Discuss the impact of non-IID data on Federated Learning model performance and propose strategies to mitigate these effects.

Instruction: Explain the concept of non-IID data in the context of Federated Learning and discuss its potential impacts on model training and performance. Additionally, propose and evaluate multiple strategies that could be implemented to mitigate the negative effects of non-IID data distributions in a federated setting.

Context: This question assesses the candidate's understanding of data distribution challenges inherent in Federated Learning environments. It tests their ability to analyze how non-IID data can affect learning outcomes and their capability to design effective strategies to overcome these challenges, ensuring robust model performance across diverse and distributed datasets.

Example Answer

The way I'd explain it in an interview is this: Non-IID data is one of the hardest problems in federated learning because each client may see very different label distributions, usage patterns, or feature statistics. That can make the global model converge slowly, become unstable, or perform unevenly across clients.

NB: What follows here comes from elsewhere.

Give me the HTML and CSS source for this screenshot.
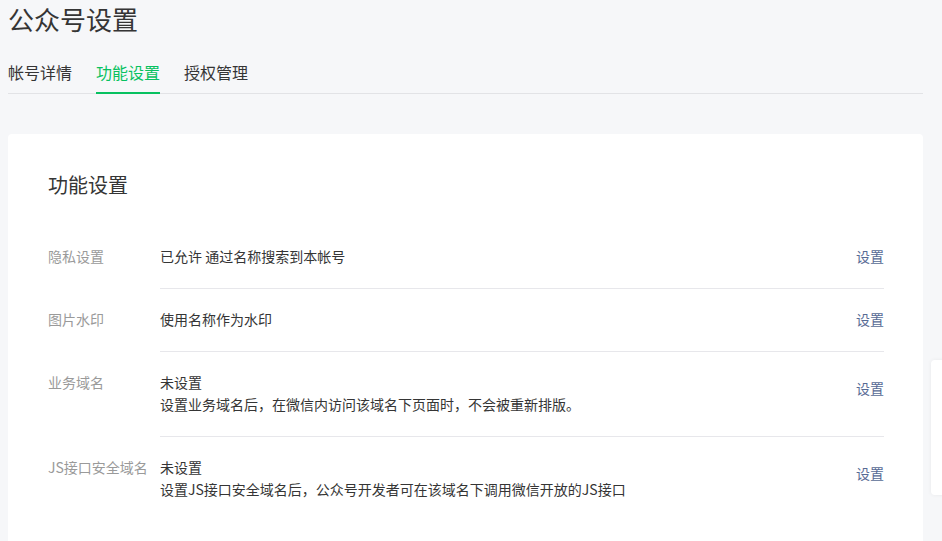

I would mitigate that with better client weighting, personalization layers, clustering similar clients, proximal or regularized optimization methods, and evaluation that measures per-client or per-segment performance instead of only aggregate loss. In federated systems, data heterogeneity is not an edge case. It is the norm.

What matters in an interview is not only knowing the definition, but being able to connect it back to how it changes modeling, evaluation, or deployment decisions in practice.

Common Poor Answer

A weak answer says non-IID data makes training harder, without describing why it breaks optimization or how personalization and optimization changes can help.